*What is being asked*
Identify the lines that contain the string "React" and copy all of them.

* * * * *

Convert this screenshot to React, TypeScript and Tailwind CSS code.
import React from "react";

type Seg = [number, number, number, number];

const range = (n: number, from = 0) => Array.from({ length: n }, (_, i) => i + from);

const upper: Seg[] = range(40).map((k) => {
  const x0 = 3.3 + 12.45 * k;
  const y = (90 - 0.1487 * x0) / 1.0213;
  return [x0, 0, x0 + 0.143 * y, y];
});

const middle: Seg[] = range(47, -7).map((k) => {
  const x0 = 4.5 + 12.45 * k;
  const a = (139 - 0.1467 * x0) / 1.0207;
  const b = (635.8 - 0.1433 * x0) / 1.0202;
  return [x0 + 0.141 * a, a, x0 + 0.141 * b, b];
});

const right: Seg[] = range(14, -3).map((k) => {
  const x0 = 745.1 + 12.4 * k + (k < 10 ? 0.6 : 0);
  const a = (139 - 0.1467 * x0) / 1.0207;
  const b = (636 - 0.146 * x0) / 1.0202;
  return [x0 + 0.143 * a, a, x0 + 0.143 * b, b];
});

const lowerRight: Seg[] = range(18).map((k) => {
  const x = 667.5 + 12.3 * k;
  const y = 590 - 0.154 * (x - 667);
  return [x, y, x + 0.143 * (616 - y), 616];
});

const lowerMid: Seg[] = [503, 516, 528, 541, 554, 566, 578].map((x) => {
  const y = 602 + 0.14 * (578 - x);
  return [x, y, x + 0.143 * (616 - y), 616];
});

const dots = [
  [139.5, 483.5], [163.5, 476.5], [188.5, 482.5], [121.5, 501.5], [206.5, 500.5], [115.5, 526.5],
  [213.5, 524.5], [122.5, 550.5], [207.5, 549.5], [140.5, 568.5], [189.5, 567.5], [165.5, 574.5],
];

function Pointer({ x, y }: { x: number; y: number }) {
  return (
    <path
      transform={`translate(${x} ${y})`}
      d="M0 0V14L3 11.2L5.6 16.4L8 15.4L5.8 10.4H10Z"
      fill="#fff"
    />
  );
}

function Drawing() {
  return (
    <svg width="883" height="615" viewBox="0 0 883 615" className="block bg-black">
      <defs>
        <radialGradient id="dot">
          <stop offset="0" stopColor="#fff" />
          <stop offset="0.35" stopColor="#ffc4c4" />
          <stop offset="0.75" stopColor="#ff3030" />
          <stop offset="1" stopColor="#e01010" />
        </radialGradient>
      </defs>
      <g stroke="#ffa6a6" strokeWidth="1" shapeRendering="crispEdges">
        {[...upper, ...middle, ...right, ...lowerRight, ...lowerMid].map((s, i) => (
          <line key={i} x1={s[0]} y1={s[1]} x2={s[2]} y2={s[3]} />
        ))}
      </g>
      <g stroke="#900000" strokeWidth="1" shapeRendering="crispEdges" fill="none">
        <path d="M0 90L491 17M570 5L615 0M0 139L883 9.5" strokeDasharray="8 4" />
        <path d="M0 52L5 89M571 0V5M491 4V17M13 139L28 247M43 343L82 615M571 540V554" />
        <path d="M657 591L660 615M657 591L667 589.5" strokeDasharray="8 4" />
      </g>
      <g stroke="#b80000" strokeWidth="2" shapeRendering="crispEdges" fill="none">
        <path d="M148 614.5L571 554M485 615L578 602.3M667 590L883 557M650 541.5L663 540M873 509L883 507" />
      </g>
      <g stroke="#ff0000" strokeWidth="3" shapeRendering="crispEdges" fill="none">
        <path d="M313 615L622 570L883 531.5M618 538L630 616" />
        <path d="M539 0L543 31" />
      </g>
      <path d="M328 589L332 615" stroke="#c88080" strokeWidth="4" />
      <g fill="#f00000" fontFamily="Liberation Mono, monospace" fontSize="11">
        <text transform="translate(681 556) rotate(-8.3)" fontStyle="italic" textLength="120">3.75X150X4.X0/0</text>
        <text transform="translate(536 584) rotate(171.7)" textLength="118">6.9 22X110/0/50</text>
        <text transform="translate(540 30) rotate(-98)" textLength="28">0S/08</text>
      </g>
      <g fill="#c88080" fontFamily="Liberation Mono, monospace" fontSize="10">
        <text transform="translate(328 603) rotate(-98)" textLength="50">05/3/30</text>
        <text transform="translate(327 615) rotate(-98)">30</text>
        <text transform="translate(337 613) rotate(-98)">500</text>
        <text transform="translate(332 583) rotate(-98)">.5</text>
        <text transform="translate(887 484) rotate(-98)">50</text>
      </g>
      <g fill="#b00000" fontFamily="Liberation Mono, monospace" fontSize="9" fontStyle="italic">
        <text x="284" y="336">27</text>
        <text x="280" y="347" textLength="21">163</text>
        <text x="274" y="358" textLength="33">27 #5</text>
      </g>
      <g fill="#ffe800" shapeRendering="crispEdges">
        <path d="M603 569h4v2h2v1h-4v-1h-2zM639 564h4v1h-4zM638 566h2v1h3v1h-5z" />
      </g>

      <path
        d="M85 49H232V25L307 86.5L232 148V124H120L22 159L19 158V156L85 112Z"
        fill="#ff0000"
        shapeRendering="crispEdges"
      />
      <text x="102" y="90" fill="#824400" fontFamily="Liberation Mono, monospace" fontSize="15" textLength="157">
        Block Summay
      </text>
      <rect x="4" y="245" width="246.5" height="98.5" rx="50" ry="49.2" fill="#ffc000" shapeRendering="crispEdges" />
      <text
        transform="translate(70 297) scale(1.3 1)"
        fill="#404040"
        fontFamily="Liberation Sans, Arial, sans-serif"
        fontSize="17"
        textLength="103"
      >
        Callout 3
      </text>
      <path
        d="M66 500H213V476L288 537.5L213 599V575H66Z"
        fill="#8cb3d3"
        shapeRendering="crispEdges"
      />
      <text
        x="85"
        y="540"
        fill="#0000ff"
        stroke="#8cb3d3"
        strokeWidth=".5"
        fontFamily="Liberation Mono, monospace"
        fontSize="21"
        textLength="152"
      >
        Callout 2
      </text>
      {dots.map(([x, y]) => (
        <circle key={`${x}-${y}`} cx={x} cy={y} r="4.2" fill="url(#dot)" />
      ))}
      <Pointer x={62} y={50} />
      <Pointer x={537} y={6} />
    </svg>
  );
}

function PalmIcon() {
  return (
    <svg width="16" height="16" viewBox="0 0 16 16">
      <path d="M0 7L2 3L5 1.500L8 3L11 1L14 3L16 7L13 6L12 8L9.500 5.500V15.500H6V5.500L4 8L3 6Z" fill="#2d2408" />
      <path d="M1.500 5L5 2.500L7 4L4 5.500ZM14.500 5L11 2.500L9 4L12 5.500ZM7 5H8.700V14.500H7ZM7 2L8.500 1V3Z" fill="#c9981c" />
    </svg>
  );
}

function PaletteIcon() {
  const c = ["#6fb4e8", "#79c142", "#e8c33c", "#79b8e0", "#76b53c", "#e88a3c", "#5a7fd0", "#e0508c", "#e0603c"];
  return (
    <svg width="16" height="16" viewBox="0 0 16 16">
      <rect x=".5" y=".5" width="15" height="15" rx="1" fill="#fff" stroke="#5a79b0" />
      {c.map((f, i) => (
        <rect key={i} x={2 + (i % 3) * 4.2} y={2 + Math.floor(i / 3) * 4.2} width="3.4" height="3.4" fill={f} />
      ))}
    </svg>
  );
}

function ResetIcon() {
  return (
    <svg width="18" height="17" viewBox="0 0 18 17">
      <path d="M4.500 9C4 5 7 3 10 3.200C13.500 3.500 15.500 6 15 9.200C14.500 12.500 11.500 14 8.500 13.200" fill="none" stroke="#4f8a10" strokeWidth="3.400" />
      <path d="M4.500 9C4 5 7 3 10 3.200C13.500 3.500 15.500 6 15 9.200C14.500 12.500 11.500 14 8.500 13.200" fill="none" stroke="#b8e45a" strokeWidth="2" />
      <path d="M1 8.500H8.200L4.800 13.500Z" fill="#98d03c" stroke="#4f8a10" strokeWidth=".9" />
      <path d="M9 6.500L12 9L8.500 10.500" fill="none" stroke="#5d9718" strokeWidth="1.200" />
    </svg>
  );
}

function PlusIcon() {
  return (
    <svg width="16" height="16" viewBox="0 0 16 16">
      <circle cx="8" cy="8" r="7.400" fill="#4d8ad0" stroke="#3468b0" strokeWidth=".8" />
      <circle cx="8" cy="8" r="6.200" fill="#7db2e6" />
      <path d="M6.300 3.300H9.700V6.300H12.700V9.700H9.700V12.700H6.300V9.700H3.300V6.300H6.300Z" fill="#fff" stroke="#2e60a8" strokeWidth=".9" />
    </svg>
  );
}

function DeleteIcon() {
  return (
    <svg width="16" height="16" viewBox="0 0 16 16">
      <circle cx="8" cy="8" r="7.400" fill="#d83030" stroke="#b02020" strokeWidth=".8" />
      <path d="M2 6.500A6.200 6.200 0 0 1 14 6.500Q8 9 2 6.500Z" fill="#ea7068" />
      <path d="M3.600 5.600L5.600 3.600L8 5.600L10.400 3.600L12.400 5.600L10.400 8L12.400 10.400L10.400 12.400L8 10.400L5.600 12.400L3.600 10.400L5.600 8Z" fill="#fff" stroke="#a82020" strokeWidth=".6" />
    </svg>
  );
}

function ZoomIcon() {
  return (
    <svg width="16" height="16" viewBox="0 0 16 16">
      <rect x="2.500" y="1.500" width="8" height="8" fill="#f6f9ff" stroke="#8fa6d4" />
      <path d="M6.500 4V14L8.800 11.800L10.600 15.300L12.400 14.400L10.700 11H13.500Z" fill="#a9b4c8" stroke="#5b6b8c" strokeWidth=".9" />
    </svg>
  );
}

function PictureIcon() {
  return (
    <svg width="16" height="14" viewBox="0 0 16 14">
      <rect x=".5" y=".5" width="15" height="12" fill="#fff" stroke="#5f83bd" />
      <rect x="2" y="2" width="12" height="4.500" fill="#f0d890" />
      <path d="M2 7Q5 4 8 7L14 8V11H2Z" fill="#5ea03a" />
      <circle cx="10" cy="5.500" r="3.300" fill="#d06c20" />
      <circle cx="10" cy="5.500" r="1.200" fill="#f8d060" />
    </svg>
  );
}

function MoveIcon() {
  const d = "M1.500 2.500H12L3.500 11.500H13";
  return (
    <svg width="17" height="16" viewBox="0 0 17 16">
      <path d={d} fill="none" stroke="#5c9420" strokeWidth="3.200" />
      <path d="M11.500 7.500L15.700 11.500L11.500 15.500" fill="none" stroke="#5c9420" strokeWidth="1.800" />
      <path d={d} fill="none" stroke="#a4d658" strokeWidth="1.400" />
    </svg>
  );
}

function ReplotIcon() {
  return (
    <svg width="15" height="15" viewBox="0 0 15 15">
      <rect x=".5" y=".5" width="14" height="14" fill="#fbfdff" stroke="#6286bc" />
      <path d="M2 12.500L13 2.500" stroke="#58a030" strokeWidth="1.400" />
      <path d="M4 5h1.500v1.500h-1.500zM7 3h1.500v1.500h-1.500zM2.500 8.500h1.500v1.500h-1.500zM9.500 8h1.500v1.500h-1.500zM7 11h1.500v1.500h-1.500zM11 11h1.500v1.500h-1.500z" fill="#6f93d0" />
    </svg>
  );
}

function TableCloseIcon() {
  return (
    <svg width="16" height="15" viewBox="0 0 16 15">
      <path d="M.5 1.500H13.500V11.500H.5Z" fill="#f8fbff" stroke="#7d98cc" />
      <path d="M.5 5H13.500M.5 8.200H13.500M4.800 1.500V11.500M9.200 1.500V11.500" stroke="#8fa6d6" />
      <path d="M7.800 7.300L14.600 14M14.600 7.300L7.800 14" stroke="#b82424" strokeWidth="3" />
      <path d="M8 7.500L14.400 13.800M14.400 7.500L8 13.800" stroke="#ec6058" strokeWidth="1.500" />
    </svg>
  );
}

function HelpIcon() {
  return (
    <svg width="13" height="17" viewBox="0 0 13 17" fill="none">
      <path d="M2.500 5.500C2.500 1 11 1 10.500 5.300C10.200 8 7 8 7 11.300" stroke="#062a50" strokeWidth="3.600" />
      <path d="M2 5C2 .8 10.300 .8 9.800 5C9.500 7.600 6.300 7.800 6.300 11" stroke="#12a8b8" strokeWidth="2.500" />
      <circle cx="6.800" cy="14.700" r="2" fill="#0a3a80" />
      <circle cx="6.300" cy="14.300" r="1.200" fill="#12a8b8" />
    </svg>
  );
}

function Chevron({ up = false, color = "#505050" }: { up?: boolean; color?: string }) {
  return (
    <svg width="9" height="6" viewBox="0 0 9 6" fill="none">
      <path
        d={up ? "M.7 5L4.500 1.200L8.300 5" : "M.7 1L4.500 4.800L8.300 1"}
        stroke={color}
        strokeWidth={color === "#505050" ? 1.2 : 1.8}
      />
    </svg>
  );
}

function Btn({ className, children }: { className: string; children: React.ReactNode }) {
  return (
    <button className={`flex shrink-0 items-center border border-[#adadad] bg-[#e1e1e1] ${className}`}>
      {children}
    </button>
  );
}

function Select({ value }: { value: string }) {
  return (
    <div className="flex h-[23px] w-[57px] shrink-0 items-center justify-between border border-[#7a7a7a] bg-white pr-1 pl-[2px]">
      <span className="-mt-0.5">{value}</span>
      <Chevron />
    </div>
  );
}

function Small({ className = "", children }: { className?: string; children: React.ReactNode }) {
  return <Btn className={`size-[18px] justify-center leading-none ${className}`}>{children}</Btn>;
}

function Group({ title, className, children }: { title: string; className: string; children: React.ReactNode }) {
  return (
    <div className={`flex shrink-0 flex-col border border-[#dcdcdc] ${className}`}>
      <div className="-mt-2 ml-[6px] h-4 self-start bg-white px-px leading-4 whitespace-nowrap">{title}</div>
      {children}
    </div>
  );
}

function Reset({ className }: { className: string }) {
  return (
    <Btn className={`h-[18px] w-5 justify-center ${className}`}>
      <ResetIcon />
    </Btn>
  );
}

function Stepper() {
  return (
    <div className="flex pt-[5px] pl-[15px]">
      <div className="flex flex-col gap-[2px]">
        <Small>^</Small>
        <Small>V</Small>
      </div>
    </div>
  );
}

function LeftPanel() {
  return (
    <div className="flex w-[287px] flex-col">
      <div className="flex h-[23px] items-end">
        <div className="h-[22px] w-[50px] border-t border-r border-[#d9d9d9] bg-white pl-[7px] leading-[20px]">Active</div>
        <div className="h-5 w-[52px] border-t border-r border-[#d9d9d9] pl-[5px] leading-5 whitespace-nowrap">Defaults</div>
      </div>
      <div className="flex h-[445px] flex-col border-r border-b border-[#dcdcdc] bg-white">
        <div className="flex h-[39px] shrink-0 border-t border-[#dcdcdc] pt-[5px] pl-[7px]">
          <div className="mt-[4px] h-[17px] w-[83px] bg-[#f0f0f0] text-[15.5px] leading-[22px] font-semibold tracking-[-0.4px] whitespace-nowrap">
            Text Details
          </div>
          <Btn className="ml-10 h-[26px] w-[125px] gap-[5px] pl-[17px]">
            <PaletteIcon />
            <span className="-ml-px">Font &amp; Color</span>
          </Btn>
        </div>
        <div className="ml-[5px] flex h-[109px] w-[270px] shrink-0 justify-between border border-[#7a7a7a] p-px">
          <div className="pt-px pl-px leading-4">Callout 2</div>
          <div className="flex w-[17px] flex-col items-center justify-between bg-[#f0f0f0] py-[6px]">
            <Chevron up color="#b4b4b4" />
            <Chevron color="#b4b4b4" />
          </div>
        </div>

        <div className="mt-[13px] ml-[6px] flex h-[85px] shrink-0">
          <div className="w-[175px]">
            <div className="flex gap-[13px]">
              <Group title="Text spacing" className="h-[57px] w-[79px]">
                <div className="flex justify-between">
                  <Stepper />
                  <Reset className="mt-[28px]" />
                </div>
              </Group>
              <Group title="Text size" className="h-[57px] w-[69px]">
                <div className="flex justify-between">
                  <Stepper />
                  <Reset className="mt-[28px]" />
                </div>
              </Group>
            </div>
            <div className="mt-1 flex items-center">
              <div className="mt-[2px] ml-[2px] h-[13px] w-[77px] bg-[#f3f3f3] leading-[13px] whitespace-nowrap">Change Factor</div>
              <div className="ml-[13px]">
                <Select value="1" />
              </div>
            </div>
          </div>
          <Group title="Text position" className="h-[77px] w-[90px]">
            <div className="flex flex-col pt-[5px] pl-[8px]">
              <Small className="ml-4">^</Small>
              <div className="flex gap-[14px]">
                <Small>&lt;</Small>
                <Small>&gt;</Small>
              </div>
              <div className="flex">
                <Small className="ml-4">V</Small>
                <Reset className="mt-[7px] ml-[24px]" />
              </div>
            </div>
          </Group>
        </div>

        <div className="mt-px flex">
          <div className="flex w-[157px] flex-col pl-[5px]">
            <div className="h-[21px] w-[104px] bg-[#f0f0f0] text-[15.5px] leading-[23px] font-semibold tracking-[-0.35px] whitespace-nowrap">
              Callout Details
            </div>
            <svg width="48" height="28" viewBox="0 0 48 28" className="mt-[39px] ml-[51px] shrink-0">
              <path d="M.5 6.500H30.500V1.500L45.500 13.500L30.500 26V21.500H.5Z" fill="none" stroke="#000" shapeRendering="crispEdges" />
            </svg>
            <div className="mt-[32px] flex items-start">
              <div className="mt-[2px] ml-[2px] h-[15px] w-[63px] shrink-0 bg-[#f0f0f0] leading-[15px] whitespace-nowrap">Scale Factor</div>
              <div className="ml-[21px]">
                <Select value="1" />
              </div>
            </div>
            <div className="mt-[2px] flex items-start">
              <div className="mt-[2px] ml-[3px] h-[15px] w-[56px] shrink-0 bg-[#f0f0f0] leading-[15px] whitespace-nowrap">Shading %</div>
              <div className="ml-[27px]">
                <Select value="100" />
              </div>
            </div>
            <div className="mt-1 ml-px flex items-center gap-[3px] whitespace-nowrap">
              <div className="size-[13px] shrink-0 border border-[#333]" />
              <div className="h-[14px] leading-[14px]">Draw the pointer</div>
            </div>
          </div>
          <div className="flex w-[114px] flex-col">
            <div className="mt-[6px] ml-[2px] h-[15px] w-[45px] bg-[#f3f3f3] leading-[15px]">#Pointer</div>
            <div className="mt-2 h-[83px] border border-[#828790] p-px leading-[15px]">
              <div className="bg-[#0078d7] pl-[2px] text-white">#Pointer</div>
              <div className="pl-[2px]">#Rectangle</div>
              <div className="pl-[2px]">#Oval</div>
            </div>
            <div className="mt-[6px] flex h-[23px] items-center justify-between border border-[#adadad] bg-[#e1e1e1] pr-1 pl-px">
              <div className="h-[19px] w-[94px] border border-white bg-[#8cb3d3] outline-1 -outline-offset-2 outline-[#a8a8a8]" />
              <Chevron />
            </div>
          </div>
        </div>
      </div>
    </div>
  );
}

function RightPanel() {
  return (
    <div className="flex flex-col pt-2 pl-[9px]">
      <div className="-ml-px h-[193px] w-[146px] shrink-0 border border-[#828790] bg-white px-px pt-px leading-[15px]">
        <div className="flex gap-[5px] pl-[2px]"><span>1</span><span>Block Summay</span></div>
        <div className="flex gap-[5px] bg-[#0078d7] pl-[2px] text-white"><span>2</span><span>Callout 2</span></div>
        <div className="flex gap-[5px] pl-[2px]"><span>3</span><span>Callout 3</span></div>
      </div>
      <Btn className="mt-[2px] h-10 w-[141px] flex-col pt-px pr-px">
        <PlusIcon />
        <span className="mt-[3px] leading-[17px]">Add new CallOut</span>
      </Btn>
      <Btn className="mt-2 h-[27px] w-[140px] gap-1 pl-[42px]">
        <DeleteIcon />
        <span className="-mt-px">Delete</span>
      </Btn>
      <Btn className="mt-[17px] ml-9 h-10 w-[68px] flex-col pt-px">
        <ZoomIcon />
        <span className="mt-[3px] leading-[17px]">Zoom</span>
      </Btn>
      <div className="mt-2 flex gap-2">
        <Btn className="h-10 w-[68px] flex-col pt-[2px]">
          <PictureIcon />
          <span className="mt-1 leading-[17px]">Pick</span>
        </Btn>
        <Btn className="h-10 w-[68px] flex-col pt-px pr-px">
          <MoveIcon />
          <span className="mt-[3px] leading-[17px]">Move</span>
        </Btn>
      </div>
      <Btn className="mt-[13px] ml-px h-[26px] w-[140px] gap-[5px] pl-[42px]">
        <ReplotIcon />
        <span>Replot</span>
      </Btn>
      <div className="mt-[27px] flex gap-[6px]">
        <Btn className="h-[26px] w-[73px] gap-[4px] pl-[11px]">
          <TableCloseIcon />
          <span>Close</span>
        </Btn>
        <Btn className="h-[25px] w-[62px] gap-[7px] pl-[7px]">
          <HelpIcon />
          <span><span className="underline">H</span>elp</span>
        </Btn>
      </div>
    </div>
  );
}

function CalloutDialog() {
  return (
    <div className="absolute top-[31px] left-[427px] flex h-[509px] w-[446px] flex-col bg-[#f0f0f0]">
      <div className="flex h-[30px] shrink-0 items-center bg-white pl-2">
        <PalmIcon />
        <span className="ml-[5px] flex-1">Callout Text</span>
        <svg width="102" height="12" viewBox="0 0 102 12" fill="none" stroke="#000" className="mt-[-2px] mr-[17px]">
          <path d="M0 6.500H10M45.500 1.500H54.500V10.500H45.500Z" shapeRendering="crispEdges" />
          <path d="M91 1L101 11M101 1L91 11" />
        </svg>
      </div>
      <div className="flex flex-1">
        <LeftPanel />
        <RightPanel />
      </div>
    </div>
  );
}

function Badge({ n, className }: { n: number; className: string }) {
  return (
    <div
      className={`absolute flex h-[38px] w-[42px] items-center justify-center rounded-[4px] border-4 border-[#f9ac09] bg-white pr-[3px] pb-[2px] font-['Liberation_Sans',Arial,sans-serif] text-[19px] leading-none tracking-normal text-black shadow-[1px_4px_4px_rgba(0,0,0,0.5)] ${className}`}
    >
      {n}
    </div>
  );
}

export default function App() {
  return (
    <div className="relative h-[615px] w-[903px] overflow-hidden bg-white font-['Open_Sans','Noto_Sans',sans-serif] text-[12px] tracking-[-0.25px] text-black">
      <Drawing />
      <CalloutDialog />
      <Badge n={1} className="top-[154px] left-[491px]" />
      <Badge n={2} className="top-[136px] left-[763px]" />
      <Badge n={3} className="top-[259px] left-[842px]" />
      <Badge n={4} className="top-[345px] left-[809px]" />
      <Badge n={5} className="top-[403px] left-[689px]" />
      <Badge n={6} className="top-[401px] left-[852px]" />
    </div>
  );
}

* * * * *

*Exercise output*
Convert this screenshot to React, TypeScript and Tailwind CSS code.
import React from "react";
function Btn({ className, children }: { className: string; children: React.ReactNode }) {
function Small({ className = "", children }: { className?: string; children: React.ReactNode }) {
function Group({ title, className, children }: { title: string; className: string; children: React.ReactNode }) {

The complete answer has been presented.